Spring Data Elasticsearch

// Document mapping
@Document(indexName = "products")
@Setting(settingPath = "es-settings.json")
public class ProductDocument {
@Id
private String id;

@MultiField(
mainField = @Field(type = FieldType.Text, analyzer = "english"),
otherFields = @InnerField(suffix = "keyword", type = FieldType.Keyword)
)
private String name;

@Field(type = FieldType.Float)
private BigDecimal price;

@Field(type = FieldType.Keyword)
private String category;

@Field(type = FieldType.Date)
private Instant createdAt;
}

// Repository
public interface ProductSearchRepository
extends ElasticsearchRepository<ProductDocument, String> {

@Query("{\"multi_match\": {\"query\": \"?0\", \"fields\": [\"name^3\", \"description\"]}}")
Page<ProductDocument> search(String query, Pageable pageable);
}

// Service with custom query
@Service
public class ProductSearchService {
@Autowired private ElasticsearchOperations esOps;

public SearchResult<ProductDocument> search(ProductSearchRequest req) {
Query query = NativeQuery.builder()
.withQuery(q -> q.bool(b -> b
.must(m -> m.multiMatch(mm -> mm
.query(req.getKeyword())
.fields("name^3", "description", "tags^2")
.fuzziness("AUTO")
))
.filter(f -> f.range(r -> r
.field("price")
.gte(JsonData.of(req.getMinPrice()))
.lte(JsonData.of(req.getMaxPrice()))
))
))
.withPageable(PageRequest.of(req.getPage(), req.getSize()))
.build();

return esOps.search(query, ProductDocument.class);
}
}

Autocomplete / Search-as-You-Type

Completion Suggester

PUT /products
{
"mappings": {
"properties": {
"name_suggest": {
"type": "completion",
"analyzer": "simple",
"search_analyzer": "simple"
}
}
}
}

// Index document with suggestions
{
"name": "Bluetooth Speaker",
"name_suggest": {
"input": ["Bluetooth Speaker", "bluetooth speaker", "speaker"],
"weight": 100
}
}

// Query
GET /products/_search
{
"suggest": {
"product_suggest": {
"prefix": "blue",
"completion": {
"field": "name_suggest",
"size": 5,
"fuzzy": { "fuzziness": 1 }
}
}
}
}

Edge N-Gram (Type-ahead)

Better for partial word matching:

"analysis": {
"tokenizer": {
"edge_ngram_tokenizer": {
"type": "edge_ngram",
"min_gram": 1,
"max_gram": 20
}
}
}
// "blue" → "b", "bl", "blu", "blue"
// Searching "blu" matches "blue", "bluetooth", etc.

Search Architecture

User Input → Search API

Query Parser (handle special chars, operators, quotes)

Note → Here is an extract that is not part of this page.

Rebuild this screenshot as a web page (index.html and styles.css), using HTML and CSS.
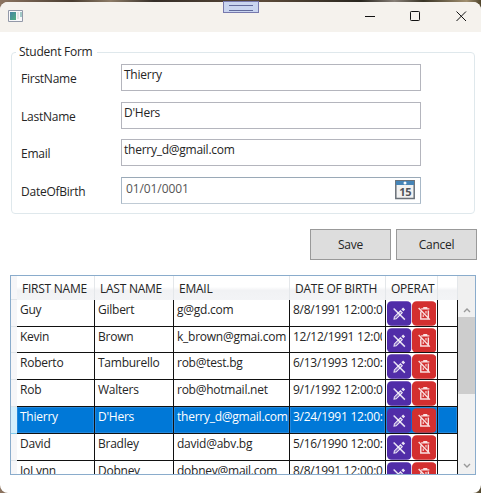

Query Builder (build ES query with filters, boosts)

Elasticsearch Cluster
(5 shards, 1 replica each = 10 nodes total for 100M docs)

Result Ranker (personalization, A/B test scoring)

Response Formatter

Client

Data Sync: DB → Elasticsearch

Option 1: Dual-write (write to DB + ES in same transaction)
Risk: partial failure → inconsistency

Option 2: CDC (Change Data Capture) via Debezium
DB binlog → Debezium → Kafka → ES Consumer
Reliable, near real-time (~1s lag)

Option 3: Batch sync (nightly full reindex)
Simple, but stale data during day
// Debezium + Kafka → ES indexer
@KafkaListener(topics = "dbserver1.public.products")
public void onProductChange(DebeziumMessage msg) {
if ("DELETE".equals(msg.getOp())) {
productSearchRepository.deleteById(msg.getBefore().getId());
} else {
ProductDocument doc = mapper.toDocument(msg.getAfter());
productSearchRepository.save(doc);
}
}

Relevance Tuning

TechniqueEffect
Field boostingName matches > description matches
Freshness boostRecent products scored higher
Popularity boostHigh-view products ranked up
PersonalizationUser's history influences ranking
Synonym expansion"TV" matches "television"
Stemming"running" matches "run", "runs"
Fuzzy matching"speker" matches "speaker"

Interview Questions

  1. Why is Elasticsearch (or search engine) better than SQL LIKE for full-text search?
  2. What is an inverted index? How does it enable fast search?
  3. How do you keep Elasticsearch in sync with your primary database?
  4. What is BM25 and how does it improve over TF-IDF?
  5. How would you design an autocomplete/search-as-you-type feature?
  6. What is faceted search and how do you implement it?
  7. How do you handle Elasticsearch going down while still accepting writes to your primary DB?
  8. How would you scale Elasticsearch to handle 1 billion product documents?
  9. What are the trade-offs of Elasticsearch's near real-time (~1s) indexing?
  10. How do you tune relevance in search results?